In some ways, this is actually the first example I’ve seen thus far of a Muppet scene falling apart to such an epic extent–various characters all talking at once as Kermit desperately tries to maintain some semblance of order–foreshadowing many upcoming similar sketch-ending madness on both Sesame Street and The Muppet Show. Meanwhile, the fractured fairy tale format also reminds me a lot of both Wilkins and Wontkin’s micro-skewed tales, as well as the longer-form ones done for Pak-Nit.


Next, another bit I remember from when I was wee little, a cartoon short in which a young girl tries to remember various items that her mom wants her to pick up at the local grocery store:



Numerous things strike me about the clip now, perhaps most notably how strange it is today to see a mother sending her very young daughter alone to the corner store, let alone in a city setting! It’s also another one of those Sesame Street bits that is pretty low-key about its lesson. It seems to be about introducing a few key words and accompanying pictures to identify them–loaf of bread, container of milk, stick of butter–as well as perhaps a memorization technique. Here, when the girl forgets the third thing on her list, she imagines her mother saying it back to her. And when she returns, so proud of herself for having done the task correctly, her mother praises her, reasserting what a great job she did, a good example for children and parents. But, again, it’s very much a lead-by-example situation rather than present-an-obvious-lesson one.


Next up, we have Bert and John-John, who is considered by many to be one of the cutest kids in Sesame Street‘s long history of pairing adorable children with the Muppets:



Of course, it’s not hard to see why. The kid is just so expressive and becomes so wrapped up in his conversation with Bert that you can tell he takes it completely seriously. Bert is 100% a living, breathing person to him, and it’s just magical to see.

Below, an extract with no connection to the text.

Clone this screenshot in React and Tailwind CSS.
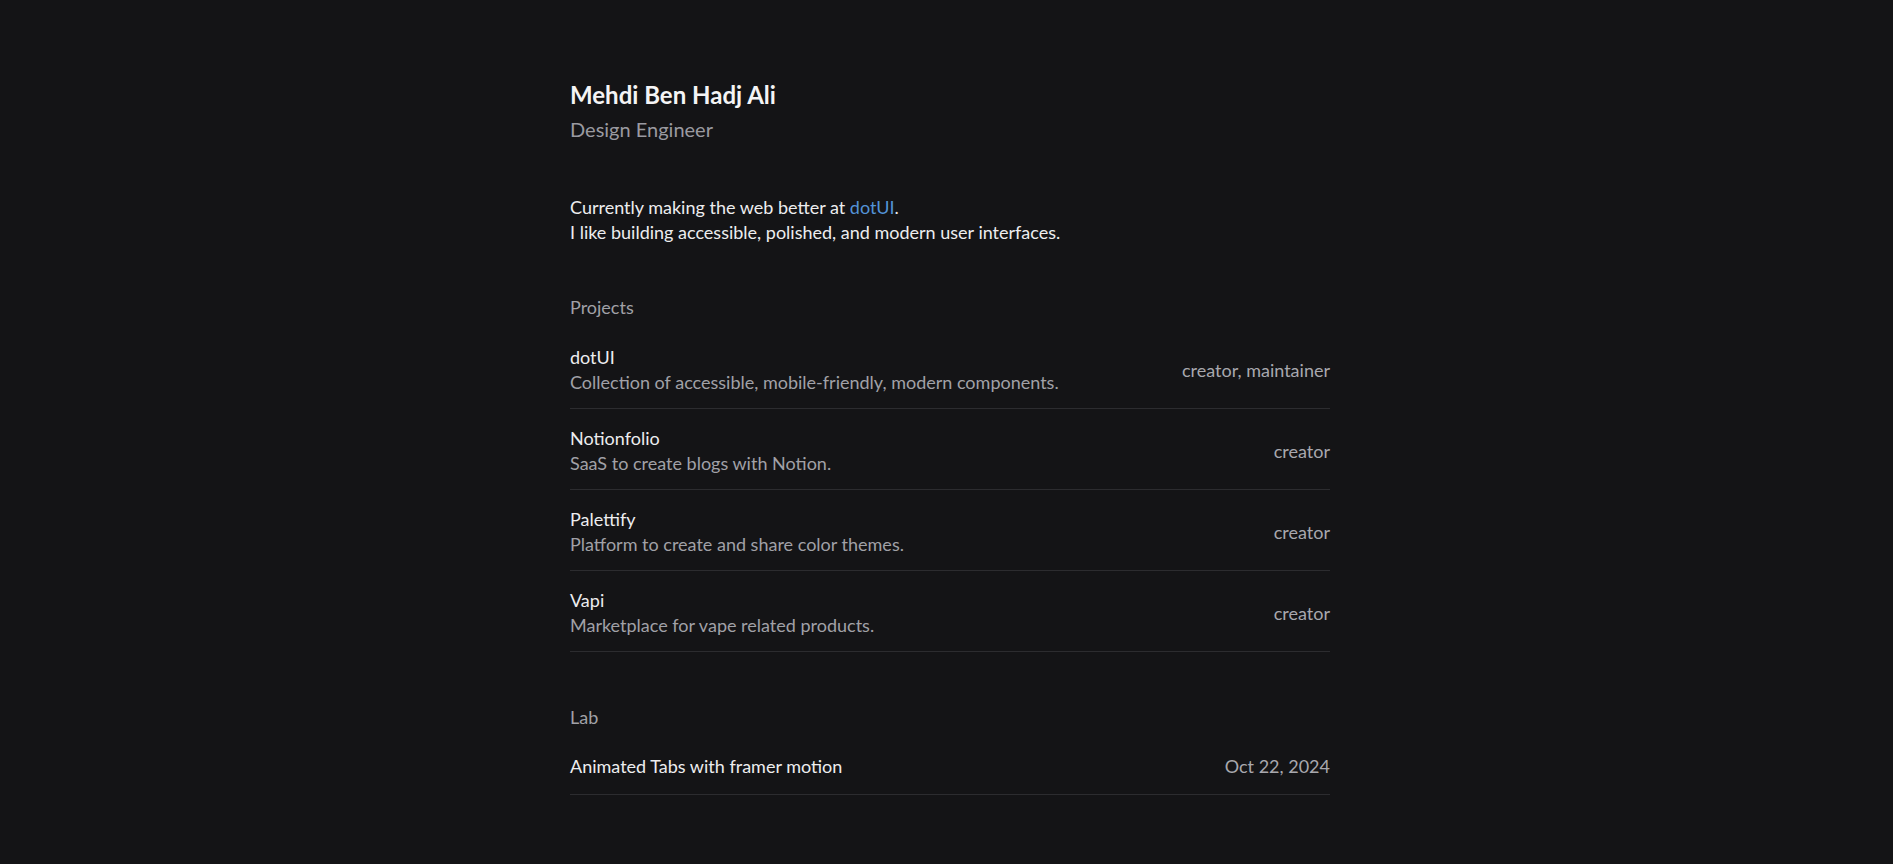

Speaking of magical, the next scene on the set is one that I’d completely forgotten existed until I saw it again and then instantly called out, “OH MY GOD! THIS ONE!” as soon as it began. It’s about 3 witches, in the Macbeth vein, each attempting to do a magical spell, but each one failing one by one. One witch calls out “Hubbledy bubbledy flippery fluff, magic fire, do your stuff!” The magic fire doesn’t listen. Another has a magic kettle, over which she calls, “Higgledy piggledy ding dong dell, kettle of water, dig my spell!” Another flop. Ditto for the third’s magic chicken (“Fumbledy crumbledy diddly duck, magic chicken, bring me luck!”) Finally, the three decide that maybe if they cooperate their magic will work. So they bring the fire, kettle, and chicken together, and finally create “magic”…which turns out to be a bowl of chicken soup! “Too bad we don’t know a witch with some noodles,” one laments.